Фогель очумело уставился на то, чем я тыкал ему в ноздри, и отрицательно помотал головою. Складывалось впечатление, что ему по барабану всё, кроме лежащего перед ним мешка с замороженным дерьмом, что некогда дышало и называло его коллегой и другом.
Мне тут же захотелось погладить его по тыкве, — таким несчастным и убитым он выглядел. Потому я смягчил тон и со вздохом утомлённого непроходимой тупостью учеников лектора отчеканил:
— VS-B 14 Q, производства Германии, — кумулятивный снаряд миномётного огня, снаряжённый отравляющим веществом в сотни раз мощнее иприта. Предназначен для поражения скоплений противника в радиусе до трёхсот метров.
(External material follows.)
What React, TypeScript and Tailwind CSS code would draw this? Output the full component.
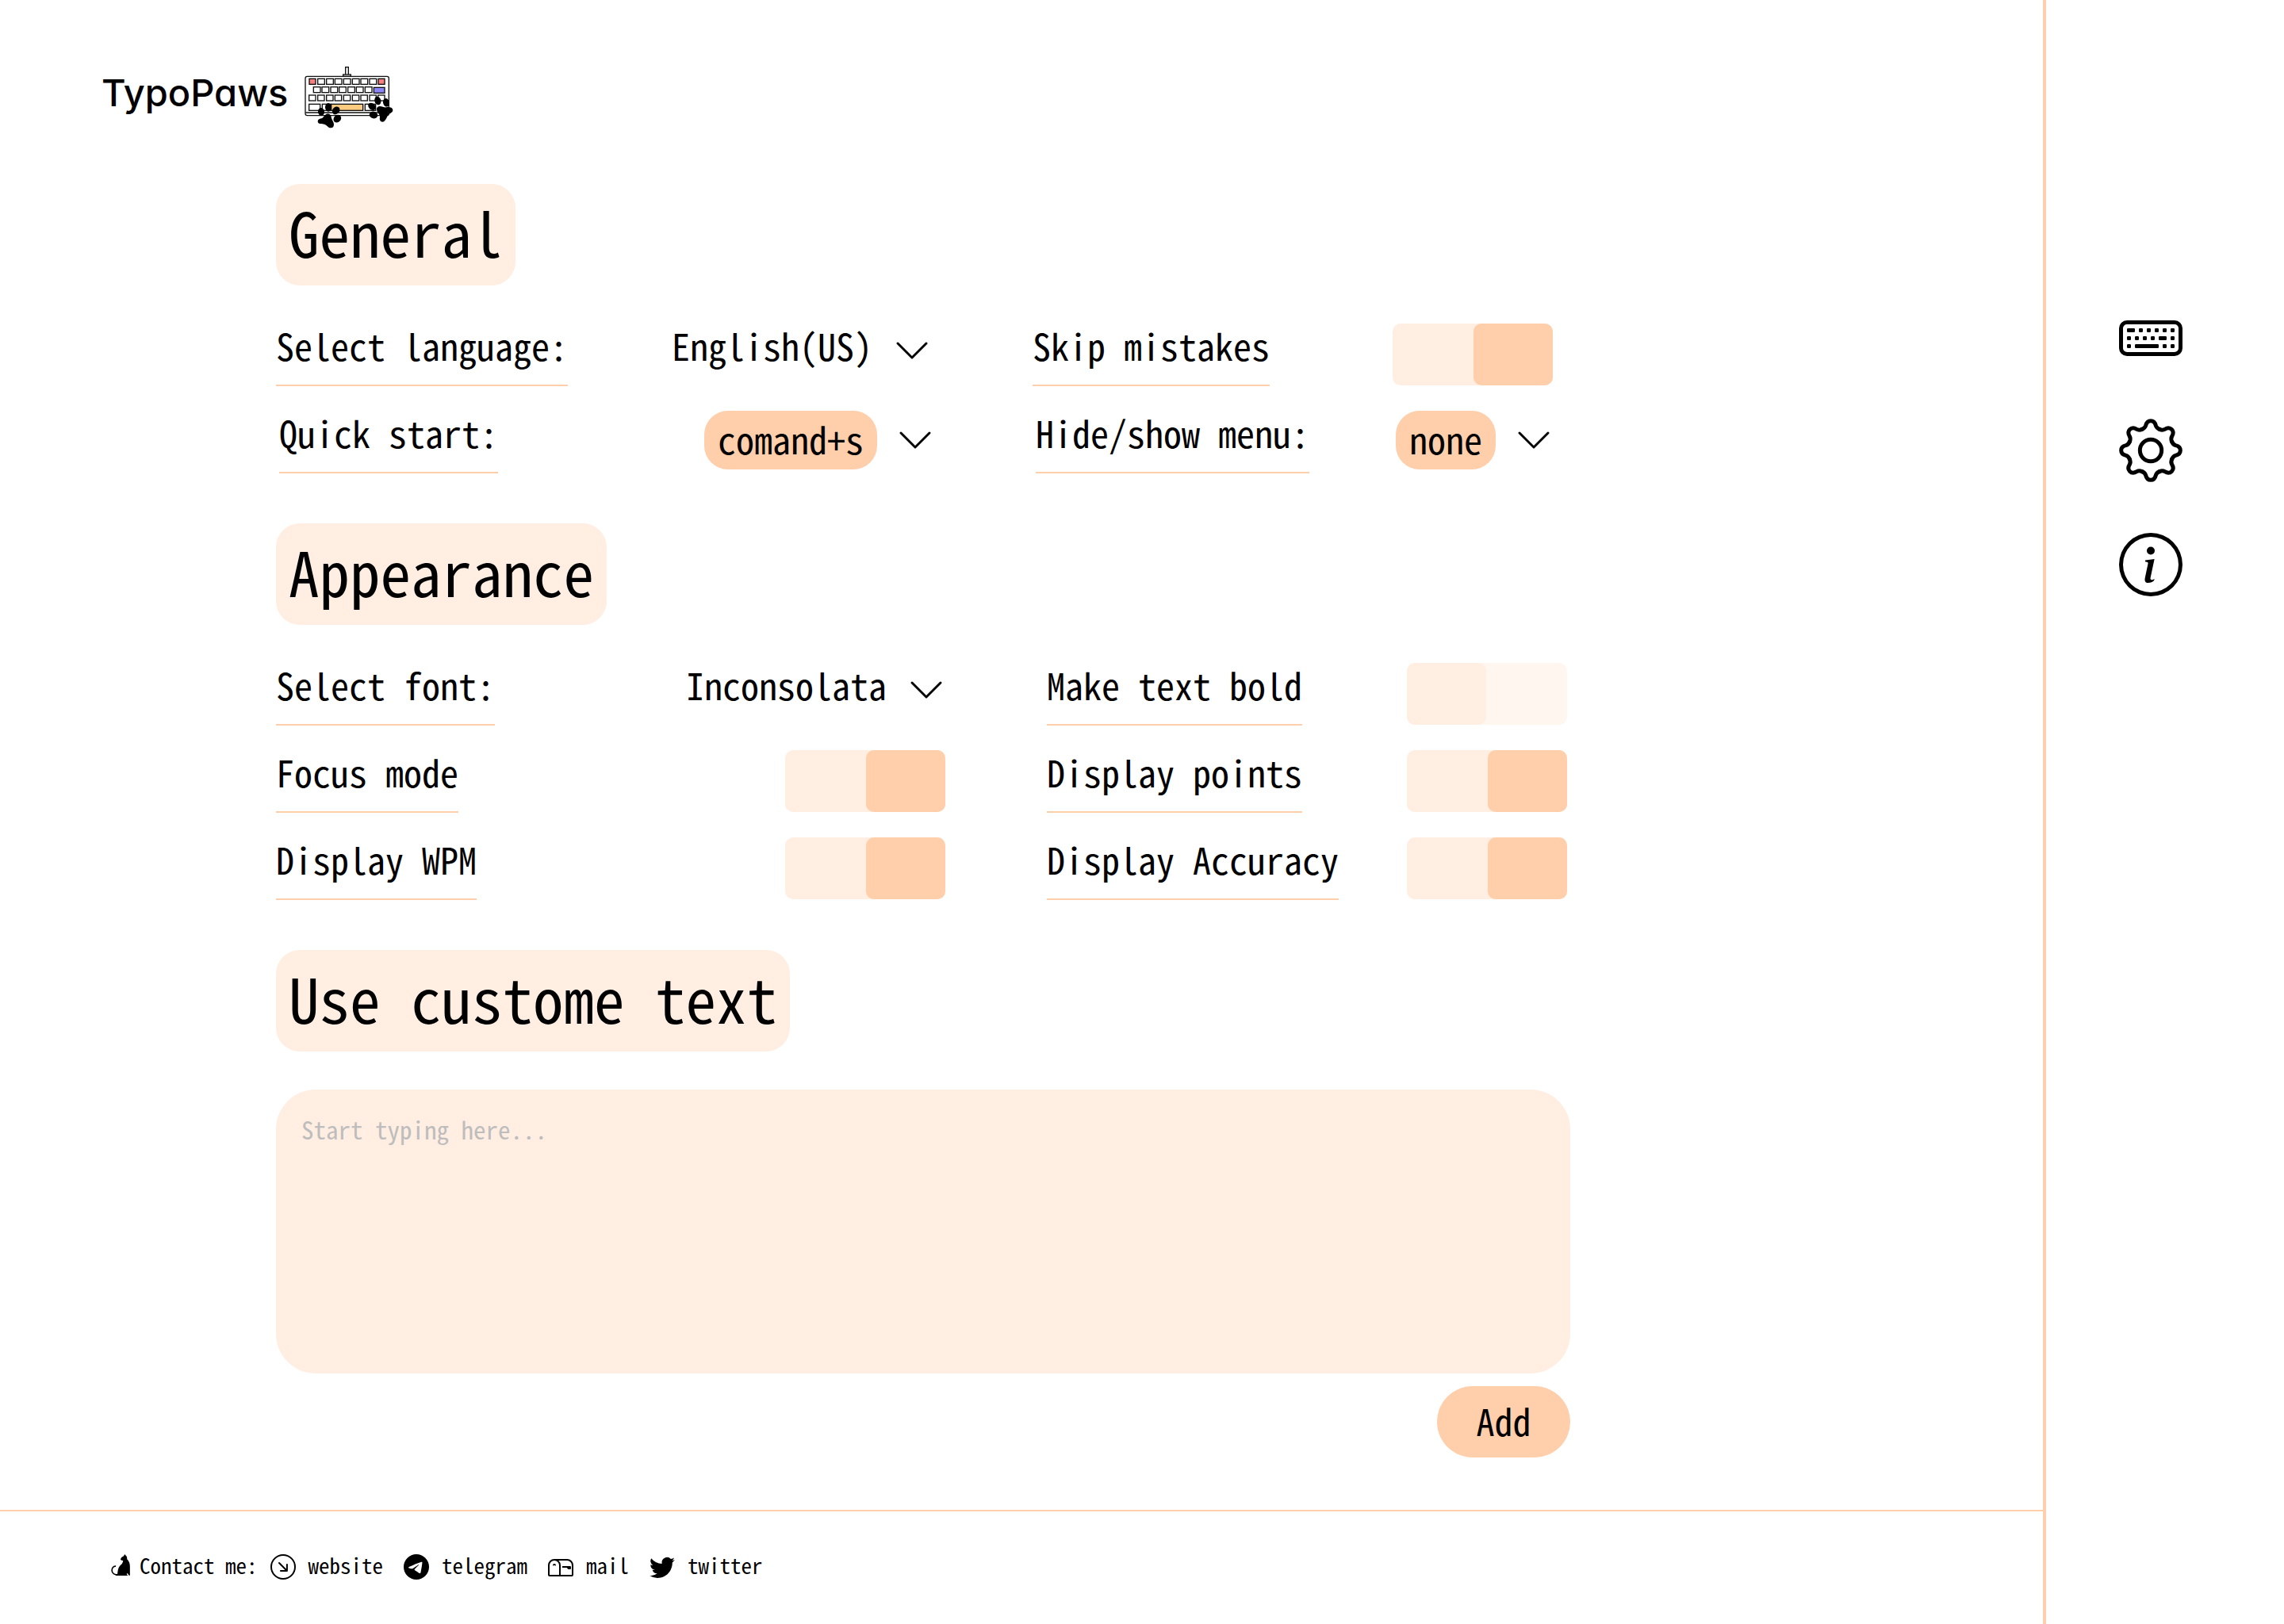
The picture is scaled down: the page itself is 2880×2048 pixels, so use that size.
import { useId } from "react";
import type { ReactNode } from "react";
import {
  BsArrowDownRightCircle,
  BsChevronDown,
  BsInfoCircle,
  BsKeyboard,
  BsMailbox,
  BsTelegram,
  BsTwitter,
} from "react-icons/bs";

function KeyboardPawsLogo() {
  const keys: [number, number, number, string][] = [
    [837, 118, 24, "#f77f80"],
    ...[869, 902, 934, 967, 1000, 1032, 1065].map((x): [number, number, number, string] => [x, 118, 26, "#fff"]),
    [1098, 118, 24, "#f77f80"],
    ...[853, 885, 918, 950, 983, 1015, 1048].map((x): [number, number, number, string] => [x, 149, 26, "#fff"]),
    [1081, 151, 41, "#8b85f7"],
    ...[836, 869, 902, 934, 967, 1000, 1032, 1065, 1097].map((x): [number, number, number, string] => [x, 180, 25, "#fff"]),
  ];
  return (
    <svg viewBox="816 69 342 240" className="h-20 w-[114px]" aria-hidden="true">
      <g stroke="#111" strokeWidth="4" fill="#fff">
        <rect x="974" y="74" width="11" height="30" />
        <rect x="965" y="102" width="29" height="7" />
        <rect x="822" y="109" width="316" height="148" rx="7" />
        <path d="M823 246H1137" />
        {keys.map(([x, y, w, fill]) => (
          <rect key={`${x}-${y}`} x={x} y={y} width={w} height={21} fill={fill} />
        ))}
        <rect x="836" y="214" width="42" height="24" />
        <rect x="886" y="214" width="32" height="24" />
        <rect x="920" y="214" width="120" height="24" fill="#fbcb80" />
        <rect x="1048" y="214" width="40" height="24" />
      </g>
      <g fill="#000">
        <ellipse cx="882" cy="243" rx="12" ry="15" transform="rotate(-8 882 243)" />
        <ellipse cx="909" cy="226" rx="12" ry="16" />
        <ellipse cx="938" cy="238" rx="13" ry="16" transform="rotate(40 938 238)" />
        <ellipse cx="943" cy="269" rx="13" ry="16" transform="rotate(45 943 269)" />
        <path d="M869 279c0-7 6-9 14-11 8-3 11-14 20-17 10-2 17 4 17 12 1 10 10 17 10 27 0 9-5 15-13 14-9-1-14-11-23-14-8-3-25 2-25-11z" />
        <ellipse cx="1096" cy="201" rx="12" ry="16" transform="rotate(-15 1096 201)" />
        <ellipse cx="1128" cy="208" rx="12" ry="16" transform="rotate(-15 1128 208)" />
        <ellipse cx="1074" cy="223" rx="12" ry="16" transform="rotate(-50 1074 223)" />
        <ellipse cx="1080" cy="255" rx="16" ry="13" transform="rotate(10 1080 255)" />
        <path d="M1092 235c-1-8 4-13 12-13 9 0 16 5 24 4 10-2 24 0 25 10 0 10-10 11-16 17-7 7-10 27-22 28-11 0-13-10-11-18 1-11-11-17-12-28z" />
      </g>
    </svg>
  );
}

function GearIcon() {
  return (
    <svg viewBox="-120 -120 240 240" className="size-20" fill="none" stroke="currentColor" strokeWidth="15" strokeLinecap="round" aria-hidden="true">
      {[0, 45, 90, 135, 180, 225, 270, 315].map((angle) => (
        <path
          key={angle}
          transform={`rotate(${angle})`}
          d="M-33 -80C-25 -83 -21 -87 -19 -94C-16 -107 -9 -112 0 -112C9 -112 16 -107 19 -94C21 -87 25 -83 33 -80"
        />
      ))}
      <circle r="41" />
    </svg>
  );
}

function CatIcon() {
  return (
    <svg viewBox="60 242 72 82" className="h-[27px] w-6" aria-hidden="true">
      <path d="M78 288C68 287 62 296 63 305C64 316 72 321 88 321" fill="none" stroke="currentColor" strokeWidth="5" />
      <path
        fill="currentColor"
        d="M112 242l5 6c4 3 4 8 4 13 8 8 11 17 11 28v34h-4l-5-8-4 3 5 6H78v-3l6-3c2-12 2-25 12-34 7-6 9-11 10-18-5 1-9-1-10-4 1-5 4-9 9-11 3-1 5-5 7-9z"
      />
    </svg>
  );
}

function SectionTitle({ children }: { children: ReactNode }) {
  return (
    <h2 className="w-fit rounded-[30px] bg-[#ffeee1] px-4 pb-[9px] text-[77px] leading-[119px]">
      {children}
    </h2>
  );
}

function Field({ label, children }: { label: string; children: (id: string) => ReactNode }) {
  const id = useId();
  return (
    <div className="flex h-[78px] items-start justify-between">
      <label htmlFor={id} className="h-[79px] border-b-2 border-[#ffceab] text-[46px] leading-[54px] whitespace-nowrap">
        {label}
      </label>
      {children(id)}
    </div>
  );
}

function SelectField({ label, value }: { label: string; value: string }) {
  return (
    <Field label={label}>
      {(id) => (
        <div className="flex items-start gap-[26px]">
          <select id={id} className="-mt-1.5 appearance-none bg-transparent text-[46px] leading-[66px]">
            <option>{value}</option>
          </select>
          <BsChevronDown className="mt-[10px] size-12" aria-hidden="true" />
        </div>
      )}
    </Field>
  );
}

function ShortcutField({ label, value }: { label: string; value: string }) {
  return (
    <Field label={label}>
      {(id) => (
        <div className="flex items-center gap-6">
          <select id={id} className="appearance-none rounded-[30px] bg-[#ffceab] px-[17px] pb-1 text-[46px] leading-[70px]">
            <option>{value}</option>
          </select>
          <BsChevronDown className="size-12" aria-hidden="true" />
        </div>
      )}
    </Field>
  );
}

function ToggleField({ label, on = true }: { label: string; on?: boolean }) {
  return (
    <Field label={label}>
      {(id) => (
        <input
          id={id}
          type="checkbox"
          role="switch"
          defaultChecked={on}
          className="h-[78px] w-[202px] appearance-none rounded-[10px] bg-[#fff6f0] before:block before:h-full before:w-[100px] before:rounded-[10px] before:bg-[#ffeee1] checked:bg-[#ffeee1] checked:before:ml-[102px] checked:before:bg-[#ffceab]"
        />
      )}
    </Field>
  );
}

function ContactLink({ icon, children }: { icon: ReactNode; children: ReactNode }) {
  return (
    <a href="#" className="flex items-start gap-4">
      {icon}
      {children}
    </a>
  );
}

export default function App() {
  return (
    <div className="flex min-h-screen bg-white font-['Noto_Sans_Mono_CJK_SC','DejaVu_Sans_Mono',monospace] text-black">
      <div className="flex flex-1 flex-col">
        <header className="flex items-center gap-5 px-32 pt-[83px] pb-[69px]">
          <span className="pb-3 font-['Inter',sans-serif] text-[47px] leading-[64px] font-medium [font-feature-settings:'cv11']">
            TypoPaws
          </span>
          <KeyboardPawsLogo />
        </header>

        <main className="flex flex-1 flex-col gap-16 pl-[348px]">
          <section className="flex flex-col gap-12">
            <SectionTitle>General</SectionTitle>
            <div className="flex max-w-[1610px] flex-col gap-8">
              <div className="grid grid-cols-[826fr_656fr] gap-32">
                <SelectField label="Select language:" value="English(US)" />
                <ToggleField label="Skip mistakes" />
              </div>
              <div className="grid grid-cols-[826fr_652fr] gap-32 pl-1">
                <ShortcutField label="Quick start:" value="comand+s" />
                <ShortcutField label="Hide/show menu:" value="none" />
              </div>
            </div>
          </section>

          <section className="flex flex-col gap-12">
            <SectionTitle>Appearance</SectionTitle>
            <div className="grid max-w-[1628px] grid-cols-[844fr_656fr] gap-x-32 gap-y-8">
              <SelectField label="Select font:" value="Inconsolata" />
              <ToggleField label="Make text bold" on={false} />
              <ToggleField label="Focus mode" />
              <ToggleField label="Display points" />
              <ToggleField label="Display WPM" />
              <ToggleField label="Display Accuracy" />
            </div>
          </section>

          <section className="flex flex-col gap-12">
            <SectionTitle>Use custome text</SectionTitle>
            <form className="flex max-w-[1632px] flex-col gap-4">
              <textarea
                aria-label="Use custome text"
                placeholder="Start typing here..."
                className="h-[358px] resize-none rounded-[50px] bg-[#ffeee1] px-8 pt-7 text-[31px] leading-[43px] placeholder:text-[#bdbdbd]"
              />
              <button type="button" className="w-[168px] self-end rounded-[45px] bg-[#ffceab] pb-1 text-[46px] leading-[86px]">
                Add
              </button>
            </form>
          </section>
        </main>

        <footer className="flex h-36 items-start gap-[26px] border-t-2 border-[#ffceab] pt-[54px] pl-[140px] text-[27px] leading-[28px]">
          <div className="flex gap-4">
            <span className="flex items-start gap-3">
              <CatIcon />
              Contact me:
            </span>
            <ContactLink icon={<BsArrowDownRightCircle className="size-8" />}>website</ContactLink>
          </div>
          <ContactLink icon={<BsTelegram className="size-8" />}>telegram</ContactLink>
          <ContactLink icon={<BsMailbox className="size-8" />}>mail</ContactLink>
          <ContactLink icon={<BsTwitter className="size-8" />}>twitter</ContactLink>
        </footer>
      </div>

      <aside className="w-[304px] border-l-4 border-[#ffceab]">
        <nav className="flex flex-col items-start gap-16 pt-96 pl-[92px]">
          <button type="button" aria-label="Typing">
            <BsKeyboard className="size-20" />
          </button>
          <button type="button" aria-label="Settings">
            <GearIcon />
          </button>
          <button type="button" aria-label="About">
            <BsInfoCircle className="size-20" />
          </button>
        </nav>
      </aside>
    </div>
  );
}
Основа детонирующего заряда — "пластит 2Б". Кумуллят — "турмеррит 6". Способен прожигать броню до четырёхсот миллиметров и взрываться с силой, равной по мощности заряда примерно пятидесяти осколочным наступательным гранатам. Может быть использован как в качестве снаряда дальней стрельбы из станкового или ручного миномёта, — для разрушения укреплённых позиций противника, так и в качестве метательного снаряда, бросаемого с руки. В зависимости от выбранного метода поражения, может быть настроен как взрывное распыляющее устройство, так и в качестве источника аэрозольного разброса отравляющего вещества без взрыва. Свойства теряет через час. Потом можно заходить и тянуть сопаткой воздух. Достаточно снять, свинтив, вот это кольцо с корпуса… — Я ткнул пальцем в красный ободок и перевёл дух.
Герхард пялился на меня непонимающими зрачками. В них билась искорка неумолимого осуждения. Похоже, мои доводы для него — тёмный лес.
— Как вы думаете, для чего человеку носить за пазухой две такие вот адские штуки?! — Мне хотелось уже наподдать доку, а не пожалеть. — Я вынул их у него из внутреннего кармана куртки, когда поднимал на плечо. Он неспроста оставался там, в своей полуразбитой халабуде, а не свалил подальше, идиот Вы эдакий! Потому как, немного повоевав с нами, он намеревался заглянуть с нею сюда, к вам в гости, понимаете? "Пополниться харчишками и тряпьём", как я правильно понимаю его первоначальные намерения… И я уверен, что он вошёл бы сюда в любом случае. Если б тут ещё хоть кто-то был жив. Чтобы устроить вам здесь ароматный фейерверк. Предварительно «скормив» этот адрес тонхам, что лишь по известным Вам причинам не заявились сюда!
Я с трудом удерживался, чтобы не начать орать. Вытянув руку к дверям, я ткнул в их направлении пальцем:
— Этот чёрт, которому Вы готовы начать петь панихиду, выдал поисковой группе тонхов вас и всех здесь присутствующих с потрохами… До это шутя прибил пятерых человек, и сделал он это так мастерски и хладнокровно, что я начинаю сомневаться, — а врачом ли он был на самом деле? Такое ощущение, что он замаскированный "тедди", — с прекрасной легендой и отменными навыками! Выйдите вон туда, во двор, и взгляните так же участливо на те трупы, что мы принесли с собой… Да, и не забудьте хотя бы перевязать Джи, — Ваш дружок размочалил ему плечевое сочление. Парень теперь, я уверен, калека!